▶ PROBLEM TO WORK ON
Find the string "this" in the data, then copy every line where it is found.

Dataset items:

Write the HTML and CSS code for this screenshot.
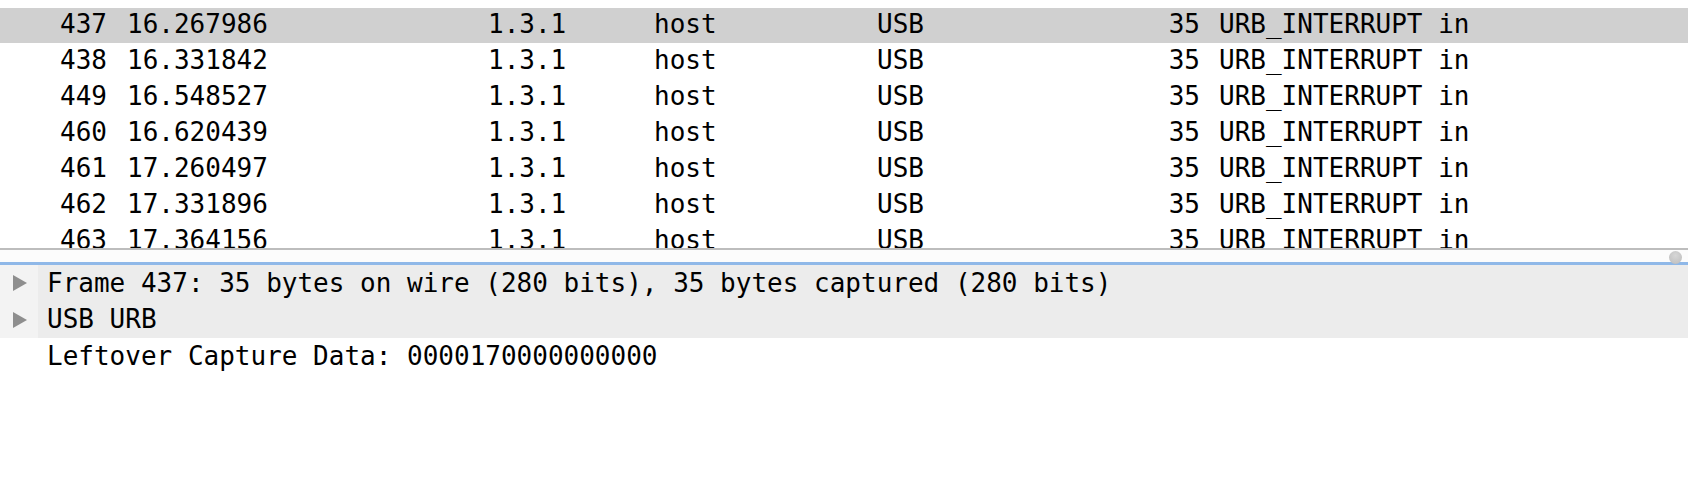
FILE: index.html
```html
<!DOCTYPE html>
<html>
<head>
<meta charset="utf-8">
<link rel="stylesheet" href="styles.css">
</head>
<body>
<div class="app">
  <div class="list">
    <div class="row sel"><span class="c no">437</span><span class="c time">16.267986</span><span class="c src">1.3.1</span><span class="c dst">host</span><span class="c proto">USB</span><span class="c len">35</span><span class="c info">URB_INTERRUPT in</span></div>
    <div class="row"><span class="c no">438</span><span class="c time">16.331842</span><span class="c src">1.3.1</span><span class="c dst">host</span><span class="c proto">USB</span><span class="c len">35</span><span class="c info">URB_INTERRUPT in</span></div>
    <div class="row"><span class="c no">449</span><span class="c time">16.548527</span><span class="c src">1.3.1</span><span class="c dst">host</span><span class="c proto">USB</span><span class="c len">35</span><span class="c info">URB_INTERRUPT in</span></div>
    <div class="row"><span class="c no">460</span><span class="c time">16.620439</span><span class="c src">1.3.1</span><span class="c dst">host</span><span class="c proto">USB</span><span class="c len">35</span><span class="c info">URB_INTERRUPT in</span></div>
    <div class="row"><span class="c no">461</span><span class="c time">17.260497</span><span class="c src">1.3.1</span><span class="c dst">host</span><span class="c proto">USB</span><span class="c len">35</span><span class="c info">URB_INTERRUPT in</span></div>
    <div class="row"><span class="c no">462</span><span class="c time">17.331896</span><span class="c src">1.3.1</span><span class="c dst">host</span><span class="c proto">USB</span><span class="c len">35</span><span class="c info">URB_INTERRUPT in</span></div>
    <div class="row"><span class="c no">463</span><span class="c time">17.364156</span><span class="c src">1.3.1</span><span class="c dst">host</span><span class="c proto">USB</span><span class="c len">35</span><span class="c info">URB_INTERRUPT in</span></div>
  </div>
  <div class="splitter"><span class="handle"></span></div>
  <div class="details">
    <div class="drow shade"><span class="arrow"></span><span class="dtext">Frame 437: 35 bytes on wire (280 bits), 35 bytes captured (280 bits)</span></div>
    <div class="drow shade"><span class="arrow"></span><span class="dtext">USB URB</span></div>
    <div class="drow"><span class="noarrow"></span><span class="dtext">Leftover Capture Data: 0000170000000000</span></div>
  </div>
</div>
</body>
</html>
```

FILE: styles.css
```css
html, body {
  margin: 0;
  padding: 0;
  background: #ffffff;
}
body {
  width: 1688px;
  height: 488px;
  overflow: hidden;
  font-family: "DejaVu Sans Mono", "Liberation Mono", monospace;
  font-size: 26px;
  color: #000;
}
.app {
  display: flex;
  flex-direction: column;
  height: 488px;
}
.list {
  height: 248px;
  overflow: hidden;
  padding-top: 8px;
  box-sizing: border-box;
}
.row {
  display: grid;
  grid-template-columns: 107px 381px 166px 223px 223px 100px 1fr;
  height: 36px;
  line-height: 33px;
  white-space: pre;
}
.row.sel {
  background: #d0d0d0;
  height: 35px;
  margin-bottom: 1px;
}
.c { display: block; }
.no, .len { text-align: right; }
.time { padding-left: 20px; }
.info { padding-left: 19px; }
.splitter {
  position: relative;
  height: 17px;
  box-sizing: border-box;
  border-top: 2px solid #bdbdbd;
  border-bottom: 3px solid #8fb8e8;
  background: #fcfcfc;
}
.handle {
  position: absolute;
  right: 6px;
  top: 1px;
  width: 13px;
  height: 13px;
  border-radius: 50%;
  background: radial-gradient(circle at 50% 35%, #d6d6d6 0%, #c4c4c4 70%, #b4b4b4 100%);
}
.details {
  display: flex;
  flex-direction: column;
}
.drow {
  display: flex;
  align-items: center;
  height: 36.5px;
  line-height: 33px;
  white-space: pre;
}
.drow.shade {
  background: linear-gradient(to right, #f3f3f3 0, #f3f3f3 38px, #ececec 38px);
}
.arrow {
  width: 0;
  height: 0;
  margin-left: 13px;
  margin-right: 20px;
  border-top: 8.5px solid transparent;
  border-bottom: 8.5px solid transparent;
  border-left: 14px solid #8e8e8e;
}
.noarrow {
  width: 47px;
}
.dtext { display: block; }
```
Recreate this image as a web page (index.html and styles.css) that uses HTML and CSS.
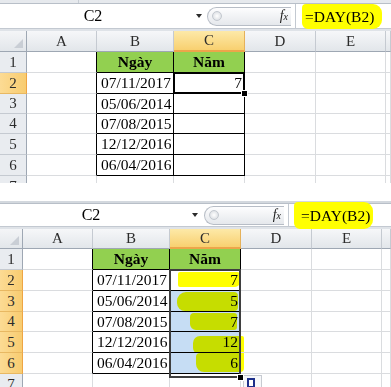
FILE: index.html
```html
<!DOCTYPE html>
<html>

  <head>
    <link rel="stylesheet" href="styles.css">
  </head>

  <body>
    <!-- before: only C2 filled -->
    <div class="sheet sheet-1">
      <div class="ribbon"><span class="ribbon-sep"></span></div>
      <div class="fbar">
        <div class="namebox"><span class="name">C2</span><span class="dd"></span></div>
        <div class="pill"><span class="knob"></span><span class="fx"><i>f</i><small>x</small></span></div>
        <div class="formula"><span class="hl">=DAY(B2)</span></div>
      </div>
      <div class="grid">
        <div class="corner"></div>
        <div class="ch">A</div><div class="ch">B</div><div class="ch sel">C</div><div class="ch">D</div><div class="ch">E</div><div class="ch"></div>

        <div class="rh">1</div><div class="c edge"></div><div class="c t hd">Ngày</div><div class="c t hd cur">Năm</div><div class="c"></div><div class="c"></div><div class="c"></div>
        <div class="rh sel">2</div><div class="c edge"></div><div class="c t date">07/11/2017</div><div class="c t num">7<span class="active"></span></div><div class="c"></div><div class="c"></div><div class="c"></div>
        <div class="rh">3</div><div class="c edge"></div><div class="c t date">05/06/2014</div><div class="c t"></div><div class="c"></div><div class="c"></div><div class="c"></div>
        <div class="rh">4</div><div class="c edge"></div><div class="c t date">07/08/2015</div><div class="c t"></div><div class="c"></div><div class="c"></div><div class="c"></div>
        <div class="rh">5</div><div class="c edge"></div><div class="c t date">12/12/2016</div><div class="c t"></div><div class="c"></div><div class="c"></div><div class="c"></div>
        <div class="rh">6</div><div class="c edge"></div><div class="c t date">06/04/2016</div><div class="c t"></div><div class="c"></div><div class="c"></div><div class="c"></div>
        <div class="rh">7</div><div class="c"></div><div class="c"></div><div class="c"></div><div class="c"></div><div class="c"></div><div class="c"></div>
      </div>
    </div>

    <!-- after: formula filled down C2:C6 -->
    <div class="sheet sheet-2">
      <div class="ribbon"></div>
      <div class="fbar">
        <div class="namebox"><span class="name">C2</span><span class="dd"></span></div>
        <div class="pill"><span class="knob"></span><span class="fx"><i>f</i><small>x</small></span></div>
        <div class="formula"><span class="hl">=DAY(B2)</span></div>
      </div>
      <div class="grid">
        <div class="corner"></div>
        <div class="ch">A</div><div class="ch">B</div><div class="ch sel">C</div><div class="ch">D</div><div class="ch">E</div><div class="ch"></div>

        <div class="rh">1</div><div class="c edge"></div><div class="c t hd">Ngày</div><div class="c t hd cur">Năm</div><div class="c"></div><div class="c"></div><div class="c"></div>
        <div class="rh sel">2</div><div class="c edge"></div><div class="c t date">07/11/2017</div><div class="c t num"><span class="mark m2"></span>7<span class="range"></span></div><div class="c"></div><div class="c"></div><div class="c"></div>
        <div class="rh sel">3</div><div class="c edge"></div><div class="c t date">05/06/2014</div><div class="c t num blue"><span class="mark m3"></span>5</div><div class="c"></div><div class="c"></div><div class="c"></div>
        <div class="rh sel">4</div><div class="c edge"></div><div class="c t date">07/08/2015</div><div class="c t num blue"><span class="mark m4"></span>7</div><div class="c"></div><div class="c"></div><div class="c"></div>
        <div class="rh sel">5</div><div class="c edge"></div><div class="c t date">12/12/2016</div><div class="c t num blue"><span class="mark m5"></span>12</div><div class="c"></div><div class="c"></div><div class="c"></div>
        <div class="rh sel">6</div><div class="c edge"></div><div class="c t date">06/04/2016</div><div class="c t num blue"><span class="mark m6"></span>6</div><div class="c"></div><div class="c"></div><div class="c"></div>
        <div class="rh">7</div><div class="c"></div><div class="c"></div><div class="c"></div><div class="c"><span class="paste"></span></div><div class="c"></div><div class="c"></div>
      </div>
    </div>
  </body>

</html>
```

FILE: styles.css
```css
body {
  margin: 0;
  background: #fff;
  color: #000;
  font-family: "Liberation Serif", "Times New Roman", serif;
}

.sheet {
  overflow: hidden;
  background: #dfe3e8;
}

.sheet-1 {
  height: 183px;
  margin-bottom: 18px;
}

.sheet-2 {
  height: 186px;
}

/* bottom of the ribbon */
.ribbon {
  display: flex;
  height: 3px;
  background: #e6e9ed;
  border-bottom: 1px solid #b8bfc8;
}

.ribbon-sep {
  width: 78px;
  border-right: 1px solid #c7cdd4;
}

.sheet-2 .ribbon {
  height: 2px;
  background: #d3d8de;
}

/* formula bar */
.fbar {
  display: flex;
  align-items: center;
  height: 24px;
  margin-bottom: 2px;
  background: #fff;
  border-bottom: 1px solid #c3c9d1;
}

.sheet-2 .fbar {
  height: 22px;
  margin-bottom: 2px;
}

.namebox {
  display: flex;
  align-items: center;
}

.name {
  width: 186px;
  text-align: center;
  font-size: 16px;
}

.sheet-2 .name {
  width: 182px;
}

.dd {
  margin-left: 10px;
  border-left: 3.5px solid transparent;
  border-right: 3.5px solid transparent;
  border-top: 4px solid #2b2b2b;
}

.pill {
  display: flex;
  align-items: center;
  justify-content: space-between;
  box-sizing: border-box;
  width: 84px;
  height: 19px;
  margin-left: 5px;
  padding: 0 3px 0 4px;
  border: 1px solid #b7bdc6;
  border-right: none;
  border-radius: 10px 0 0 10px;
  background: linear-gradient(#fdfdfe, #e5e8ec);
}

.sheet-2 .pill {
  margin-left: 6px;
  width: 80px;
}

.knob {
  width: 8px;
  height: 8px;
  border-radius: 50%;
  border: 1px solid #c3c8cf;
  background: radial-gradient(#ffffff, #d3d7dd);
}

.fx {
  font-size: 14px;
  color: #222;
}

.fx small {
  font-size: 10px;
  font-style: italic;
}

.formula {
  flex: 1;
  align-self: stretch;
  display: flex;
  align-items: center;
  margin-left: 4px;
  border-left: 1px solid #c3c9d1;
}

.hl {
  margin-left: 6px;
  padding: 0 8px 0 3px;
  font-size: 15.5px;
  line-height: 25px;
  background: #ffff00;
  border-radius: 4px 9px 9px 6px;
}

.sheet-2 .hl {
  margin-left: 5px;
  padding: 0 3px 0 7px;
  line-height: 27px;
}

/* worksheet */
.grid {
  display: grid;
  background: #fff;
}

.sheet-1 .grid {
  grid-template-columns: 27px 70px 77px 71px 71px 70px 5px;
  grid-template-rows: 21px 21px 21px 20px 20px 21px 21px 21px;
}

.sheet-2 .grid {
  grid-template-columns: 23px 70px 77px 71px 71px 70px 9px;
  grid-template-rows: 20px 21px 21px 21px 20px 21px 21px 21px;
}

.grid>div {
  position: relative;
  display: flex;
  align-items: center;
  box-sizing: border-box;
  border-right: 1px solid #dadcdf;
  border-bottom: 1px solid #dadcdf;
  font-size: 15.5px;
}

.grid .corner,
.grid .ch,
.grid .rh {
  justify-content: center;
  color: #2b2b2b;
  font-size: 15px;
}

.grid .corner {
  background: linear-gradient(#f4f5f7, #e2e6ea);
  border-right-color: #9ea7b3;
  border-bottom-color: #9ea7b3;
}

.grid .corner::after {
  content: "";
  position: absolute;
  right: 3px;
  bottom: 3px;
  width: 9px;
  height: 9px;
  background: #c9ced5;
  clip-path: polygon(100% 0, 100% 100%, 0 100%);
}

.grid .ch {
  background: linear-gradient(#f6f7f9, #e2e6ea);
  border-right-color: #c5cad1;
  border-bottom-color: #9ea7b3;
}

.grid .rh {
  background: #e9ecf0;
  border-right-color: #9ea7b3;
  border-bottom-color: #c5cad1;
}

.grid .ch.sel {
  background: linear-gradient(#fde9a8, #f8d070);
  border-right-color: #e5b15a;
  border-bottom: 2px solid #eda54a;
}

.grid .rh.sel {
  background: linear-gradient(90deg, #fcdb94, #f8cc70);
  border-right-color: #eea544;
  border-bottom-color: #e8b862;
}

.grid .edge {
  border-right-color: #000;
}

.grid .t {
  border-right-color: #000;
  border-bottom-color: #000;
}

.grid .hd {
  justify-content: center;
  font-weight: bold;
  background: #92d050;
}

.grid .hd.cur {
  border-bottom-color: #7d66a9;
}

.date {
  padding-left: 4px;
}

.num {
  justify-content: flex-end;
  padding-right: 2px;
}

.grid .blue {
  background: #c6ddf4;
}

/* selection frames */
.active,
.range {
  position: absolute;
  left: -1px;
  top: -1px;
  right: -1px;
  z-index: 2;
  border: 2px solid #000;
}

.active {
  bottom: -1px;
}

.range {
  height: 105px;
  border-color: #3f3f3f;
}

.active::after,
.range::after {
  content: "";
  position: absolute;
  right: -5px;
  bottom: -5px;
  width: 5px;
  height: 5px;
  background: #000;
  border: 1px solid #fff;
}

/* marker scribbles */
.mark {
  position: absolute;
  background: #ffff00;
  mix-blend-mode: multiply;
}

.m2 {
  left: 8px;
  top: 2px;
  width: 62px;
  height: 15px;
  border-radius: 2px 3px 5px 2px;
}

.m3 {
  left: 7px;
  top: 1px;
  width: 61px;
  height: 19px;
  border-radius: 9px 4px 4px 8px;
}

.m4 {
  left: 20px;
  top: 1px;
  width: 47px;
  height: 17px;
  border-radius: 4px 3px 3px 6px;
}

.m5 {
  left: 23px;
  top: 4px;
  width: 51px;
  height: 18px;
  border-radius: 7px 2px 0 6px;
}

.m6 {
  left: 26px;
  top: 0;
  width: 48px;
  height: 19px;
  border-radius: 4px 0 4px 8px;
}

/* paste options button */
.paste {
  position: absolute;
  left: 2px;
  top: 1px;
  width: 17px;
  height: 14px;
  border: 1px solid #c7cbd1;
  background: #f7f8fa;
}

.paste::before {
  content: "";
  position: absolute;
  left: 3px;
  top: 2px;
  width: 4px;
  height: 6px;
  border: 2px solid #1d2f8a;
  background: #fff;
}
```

▶ TASK SOLUTION
Write the HTML and CSS code for this screenshot.
Recreate this image as a web page (index.html and styles.css) that uses HTML and CSS.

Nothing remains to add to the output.